## Start RECORDED DATA

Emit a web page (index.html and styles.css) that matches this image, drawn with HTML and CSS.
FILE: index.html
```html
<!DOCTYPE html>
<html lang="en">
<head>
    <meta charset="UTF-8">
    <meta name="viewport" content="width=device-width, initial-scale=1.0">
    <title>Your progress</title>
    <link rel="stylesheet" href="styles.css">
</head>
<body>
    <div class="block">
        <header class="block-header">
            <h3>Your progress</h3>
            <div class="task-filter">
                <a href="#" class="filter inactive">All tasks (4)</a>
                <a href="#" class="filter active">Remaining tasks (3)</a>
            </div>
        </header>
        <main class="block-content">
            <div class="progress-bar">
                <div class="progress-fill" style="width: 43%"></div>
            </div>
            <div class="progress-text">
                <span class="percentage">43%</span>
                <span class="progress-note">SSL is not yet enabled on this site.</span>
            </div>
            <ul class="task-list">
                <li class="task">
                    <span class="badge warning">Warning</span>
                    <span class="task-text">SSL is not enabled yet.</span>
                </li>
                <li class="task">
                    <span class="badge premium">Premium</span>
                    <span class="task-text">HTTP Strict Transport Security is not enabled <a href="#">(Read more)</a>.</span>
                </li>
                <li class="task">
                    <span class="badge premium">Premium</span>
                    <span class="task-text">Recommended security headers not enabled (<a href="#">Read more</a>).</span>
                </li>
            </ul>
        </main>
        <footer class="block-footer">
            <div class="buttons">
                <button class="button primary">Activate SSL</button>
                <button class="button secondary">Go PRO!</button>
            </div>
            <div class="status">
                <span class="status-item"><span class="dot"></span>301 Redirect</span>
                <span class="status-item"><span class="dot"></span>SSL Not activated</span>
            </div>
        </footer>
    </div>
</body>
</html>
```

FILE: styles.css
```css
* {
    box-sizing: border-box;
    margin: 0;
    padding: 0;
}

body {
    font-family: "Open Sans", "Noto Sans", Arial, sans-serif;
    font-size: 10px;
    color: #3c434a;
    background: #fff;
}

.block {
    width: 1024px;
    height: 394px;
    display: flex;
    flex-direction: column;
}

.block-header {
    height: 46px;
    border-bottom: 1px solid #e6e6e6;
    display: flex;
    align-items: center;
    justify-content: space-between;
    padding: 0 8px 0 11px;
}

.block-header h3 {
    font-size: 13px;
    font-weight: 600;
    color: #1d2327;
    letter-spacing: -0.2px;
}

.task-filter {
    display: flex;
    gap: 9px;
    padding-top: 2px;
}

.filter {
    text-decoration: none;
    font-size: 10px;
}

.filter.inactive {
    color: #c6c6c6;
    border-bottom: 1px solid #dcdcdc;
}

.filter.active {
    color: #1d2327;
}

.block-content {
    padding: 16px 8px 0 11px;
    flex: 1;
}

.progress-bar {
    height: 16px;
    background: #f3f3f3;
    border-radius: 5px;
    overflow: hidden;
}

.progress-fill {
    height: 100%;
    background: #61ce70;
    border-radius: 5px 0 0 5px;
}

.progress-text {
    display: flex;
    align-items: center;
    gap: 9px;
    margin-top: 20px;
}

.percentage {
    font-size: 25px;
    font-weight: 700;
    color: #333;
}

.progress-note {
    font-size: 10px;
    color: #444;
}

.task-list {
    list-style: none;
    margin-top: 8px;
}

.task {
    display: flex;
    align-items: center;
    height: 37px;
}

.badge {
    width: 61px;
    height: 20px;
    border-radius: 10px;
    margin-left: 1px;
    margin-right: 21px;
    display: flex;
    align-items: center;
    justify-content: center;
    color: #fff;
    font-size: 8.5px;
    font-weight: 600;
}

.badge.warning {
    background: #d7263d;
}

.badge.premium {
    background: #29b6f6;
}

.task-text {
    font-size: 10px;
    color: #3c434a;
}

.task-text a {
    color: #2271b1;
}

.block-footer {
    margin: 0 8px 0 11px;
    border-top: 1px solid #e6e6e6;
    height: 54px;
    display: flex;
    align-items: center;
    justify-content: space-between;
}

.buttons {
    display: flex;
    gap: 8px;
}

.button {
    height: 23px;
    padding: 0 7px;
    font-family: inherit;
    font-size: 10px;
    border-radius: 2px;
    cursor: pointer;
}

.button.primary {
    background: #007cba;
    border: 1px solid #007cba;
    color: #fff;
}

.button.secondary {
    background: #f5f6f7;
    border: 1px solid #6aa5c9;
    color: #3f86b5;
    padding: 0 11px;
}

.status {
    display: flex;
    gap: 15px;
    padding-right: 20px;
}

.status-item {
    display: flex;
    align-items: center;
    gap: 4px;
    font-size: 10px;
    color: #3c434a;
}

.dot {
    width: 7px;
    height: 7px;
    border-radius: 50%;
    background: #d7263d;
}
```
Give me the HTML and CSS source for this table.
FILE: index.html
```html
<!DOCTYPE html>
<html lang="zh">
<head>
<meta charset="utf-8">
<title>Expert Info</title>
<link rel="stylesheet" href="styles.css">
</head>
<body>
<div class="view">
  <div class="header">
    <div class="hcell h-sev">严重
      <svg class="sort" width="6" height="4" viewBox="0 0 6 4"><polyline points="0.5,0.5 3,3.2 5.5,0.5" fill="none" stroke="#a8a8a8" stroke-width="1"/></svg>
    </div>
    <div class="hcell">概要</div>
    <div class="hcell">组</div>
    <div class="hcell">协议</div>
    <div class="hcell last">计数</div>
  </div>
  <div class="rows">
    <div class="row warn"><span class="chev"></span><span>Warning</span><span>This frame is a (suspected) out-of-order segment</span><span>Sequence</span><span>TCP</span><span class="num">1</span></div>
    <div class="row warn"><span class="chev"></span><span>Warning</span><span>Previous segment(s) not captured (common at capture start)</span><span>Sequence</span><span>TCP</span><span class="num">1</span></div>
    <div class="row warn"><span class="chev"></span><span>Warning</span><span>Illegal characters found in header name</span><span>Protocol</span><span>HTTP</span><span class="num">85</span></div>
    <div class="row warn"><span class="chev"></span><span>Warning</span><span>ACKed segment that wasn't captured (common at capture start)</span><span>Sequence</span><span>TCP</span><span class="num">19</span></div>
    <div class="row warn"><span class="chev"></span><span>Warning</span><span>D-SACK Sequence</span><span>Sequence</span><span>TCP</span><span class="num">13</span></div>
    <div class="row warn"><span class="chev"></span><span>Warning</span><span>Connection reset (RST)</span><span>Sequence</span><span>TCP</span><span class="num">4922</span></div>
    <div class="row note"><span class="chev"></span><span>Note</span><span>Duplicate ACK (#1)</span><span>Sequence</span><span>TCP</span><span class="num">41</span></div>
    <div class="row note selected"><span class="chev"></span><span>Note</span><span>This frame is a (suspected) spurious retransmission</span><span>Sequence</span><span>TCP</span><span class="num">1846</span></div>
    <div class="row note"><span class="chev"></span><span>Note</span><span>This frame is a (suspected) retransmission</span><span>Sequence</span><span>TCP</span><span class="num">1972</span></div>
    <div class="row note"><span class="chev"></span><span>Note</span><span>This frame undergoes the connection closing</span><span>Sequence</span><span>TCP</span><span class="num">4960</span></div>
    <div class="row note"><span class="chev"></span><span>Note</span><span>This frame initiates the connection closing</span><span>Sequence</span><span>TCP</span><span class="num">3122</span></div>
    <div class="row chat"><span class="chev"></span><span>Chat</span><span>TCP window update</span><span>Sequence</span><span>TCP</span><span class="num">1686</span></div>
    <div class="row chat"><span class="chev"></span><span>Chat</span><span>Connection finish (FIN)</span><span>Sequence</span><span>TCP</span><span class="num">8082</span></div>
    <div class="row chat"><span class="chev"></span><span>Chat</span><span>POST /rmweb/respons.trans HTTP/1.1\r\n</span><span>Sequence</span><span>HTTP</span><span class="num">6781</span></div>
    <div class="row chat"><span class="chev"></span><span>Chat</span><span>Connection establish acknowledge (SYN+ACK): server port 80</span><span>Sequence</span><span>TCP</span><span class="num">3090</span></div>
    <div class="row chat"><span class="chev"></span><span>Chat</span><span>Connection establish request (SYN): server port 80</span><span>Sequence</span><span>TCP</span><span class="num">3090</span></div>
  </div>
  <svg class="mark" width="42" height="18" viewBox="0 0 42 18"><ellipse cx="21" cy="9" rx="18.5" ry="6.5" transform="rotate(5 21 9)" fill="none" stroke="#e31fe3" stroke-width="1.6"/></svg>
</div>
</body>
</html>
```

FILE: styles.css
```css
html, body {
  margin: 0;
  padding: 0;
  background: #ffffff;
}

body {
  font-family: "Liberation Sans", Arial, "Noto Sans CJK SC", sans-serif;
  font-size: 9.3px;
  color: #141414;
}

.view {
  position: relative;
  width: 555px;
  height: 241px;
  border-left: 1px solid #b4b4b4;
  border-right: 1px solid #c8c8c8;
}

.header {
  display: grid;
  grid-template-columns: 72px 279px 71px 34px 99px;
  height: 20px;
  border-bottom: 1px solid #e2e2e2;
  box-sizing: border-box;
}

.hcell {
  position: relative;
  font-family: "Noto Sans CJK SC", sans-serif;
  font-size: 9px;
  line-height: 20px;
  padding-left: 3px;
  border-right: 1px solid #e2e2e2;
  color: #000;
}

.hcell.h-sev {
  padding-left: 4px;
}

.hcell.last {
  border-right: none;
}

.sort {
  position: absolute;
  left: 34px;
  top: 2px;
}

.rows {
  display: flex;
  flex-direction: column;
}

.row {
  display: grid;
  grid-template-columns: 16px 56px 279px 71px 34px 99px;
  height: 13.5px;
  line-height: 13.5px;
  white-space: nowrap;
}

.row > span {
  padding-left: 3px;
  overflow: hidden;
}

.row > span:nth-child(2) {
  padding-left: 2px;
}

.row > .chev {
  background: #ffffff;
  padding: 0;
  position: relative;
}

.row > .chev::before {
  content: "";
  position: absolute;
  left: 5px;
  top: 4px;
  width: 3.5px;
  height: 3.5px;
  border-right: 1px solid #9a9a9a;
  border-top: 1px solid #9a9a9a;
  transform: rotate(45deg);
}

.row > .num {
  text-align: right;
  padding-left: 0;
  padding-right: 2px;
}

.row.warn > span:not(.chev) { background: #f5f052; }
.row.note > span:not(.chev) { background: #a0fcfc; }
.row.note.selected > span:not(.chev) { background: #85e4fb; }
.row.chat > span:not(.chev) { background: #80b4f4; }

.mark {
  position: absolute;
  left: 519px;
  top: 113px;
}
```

## End RECORDED DATA
## Start RECORDED DATA

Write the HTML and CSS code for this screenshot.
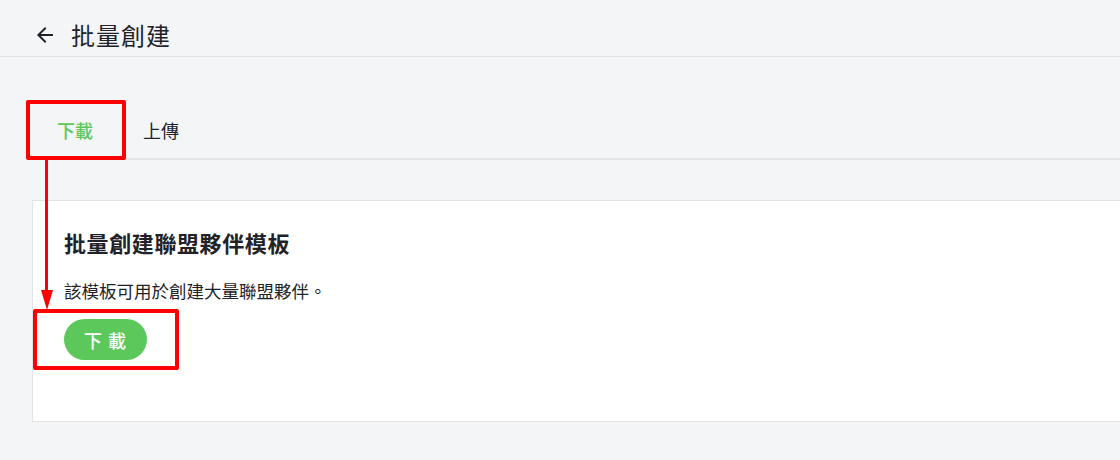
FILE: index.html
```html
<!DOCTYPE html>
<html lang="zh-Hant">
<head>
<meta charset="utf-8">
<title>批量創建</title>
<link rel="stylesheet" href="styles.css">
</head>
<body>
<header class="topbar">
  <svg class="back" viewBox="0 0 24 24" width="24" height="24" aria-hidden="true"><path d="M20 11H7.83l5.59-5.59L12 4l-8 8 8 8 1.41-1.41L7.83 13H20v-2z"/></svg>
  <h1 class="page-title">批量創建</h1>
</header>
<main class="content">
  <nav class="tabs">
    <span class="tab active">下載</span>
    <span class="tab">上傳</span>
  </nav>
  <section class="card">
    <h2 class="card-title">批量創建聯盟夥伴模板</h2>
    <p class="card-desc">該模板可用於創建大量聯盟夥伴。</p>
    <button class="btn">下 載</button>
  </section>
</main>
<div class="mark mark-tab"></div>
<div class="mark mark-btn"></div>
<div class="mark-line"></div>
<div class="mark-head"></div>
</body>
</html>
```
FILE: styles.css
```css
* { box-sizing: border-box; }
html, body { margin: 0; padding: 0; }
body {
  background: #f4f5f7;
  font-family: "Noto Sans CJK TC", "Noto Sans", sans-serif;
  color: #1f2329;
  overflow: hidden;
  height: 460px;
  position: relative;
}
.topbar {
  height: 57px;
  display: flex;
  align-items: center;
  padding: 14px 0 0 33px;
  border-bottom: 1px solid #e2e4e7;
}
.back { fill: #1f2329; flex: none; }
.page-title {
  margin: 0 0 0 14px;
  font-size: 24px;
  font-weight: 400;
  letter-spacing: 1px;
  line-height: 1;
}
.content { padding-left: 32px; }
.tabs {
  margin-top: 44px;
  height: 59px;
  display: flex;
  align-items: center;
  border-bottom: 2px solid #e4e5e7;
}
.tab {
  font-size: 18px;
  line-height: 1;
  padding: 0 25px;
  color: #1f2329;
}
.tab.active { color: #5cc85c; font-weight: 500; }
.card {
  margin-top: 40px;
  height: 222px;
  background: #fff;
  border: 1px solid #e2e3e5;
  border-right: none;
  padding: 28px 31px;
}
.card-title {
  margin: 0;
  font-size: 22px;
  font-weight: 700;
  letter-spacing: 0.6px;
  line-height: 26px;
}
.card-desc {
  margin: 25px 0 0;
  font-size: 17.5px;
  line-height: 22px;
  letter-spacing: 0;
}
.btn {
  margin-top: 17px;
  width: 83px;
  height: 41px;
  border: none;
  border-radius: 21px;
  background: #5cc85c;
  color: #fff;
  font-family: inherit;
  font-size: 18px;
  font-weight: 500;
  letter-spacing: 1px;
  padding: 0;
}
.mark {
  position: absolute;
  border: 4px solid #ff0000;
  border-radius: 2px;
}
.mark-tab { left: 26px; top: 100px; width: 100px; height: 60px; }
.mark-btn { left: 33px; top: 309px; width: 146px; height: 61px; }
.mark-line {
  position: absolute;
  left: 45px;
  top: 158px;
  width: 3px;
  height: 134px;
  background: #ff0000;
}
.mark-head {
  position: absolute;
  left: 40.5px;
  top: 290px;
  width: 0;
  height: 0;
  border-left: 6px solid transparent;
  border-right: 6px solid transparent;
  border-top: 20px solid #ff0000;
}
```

## End RECORDED DATA
## Start RECORDED DATA

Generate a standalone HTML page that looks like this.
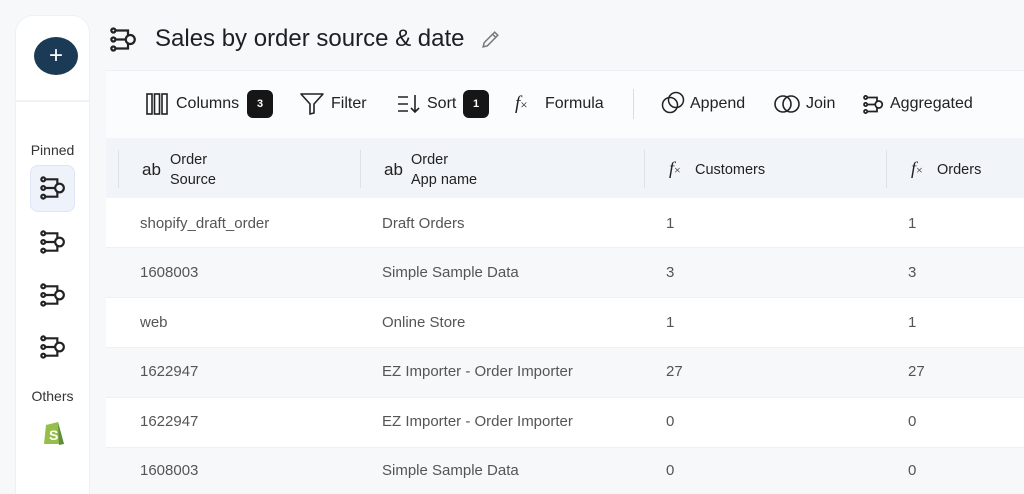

## End RECORDED DATA

▶ WORK REQUIRED:
The required output is the number of lines containing the word "that", and nothing besides.

▶ SOLUTION FOR THIS TASK:
3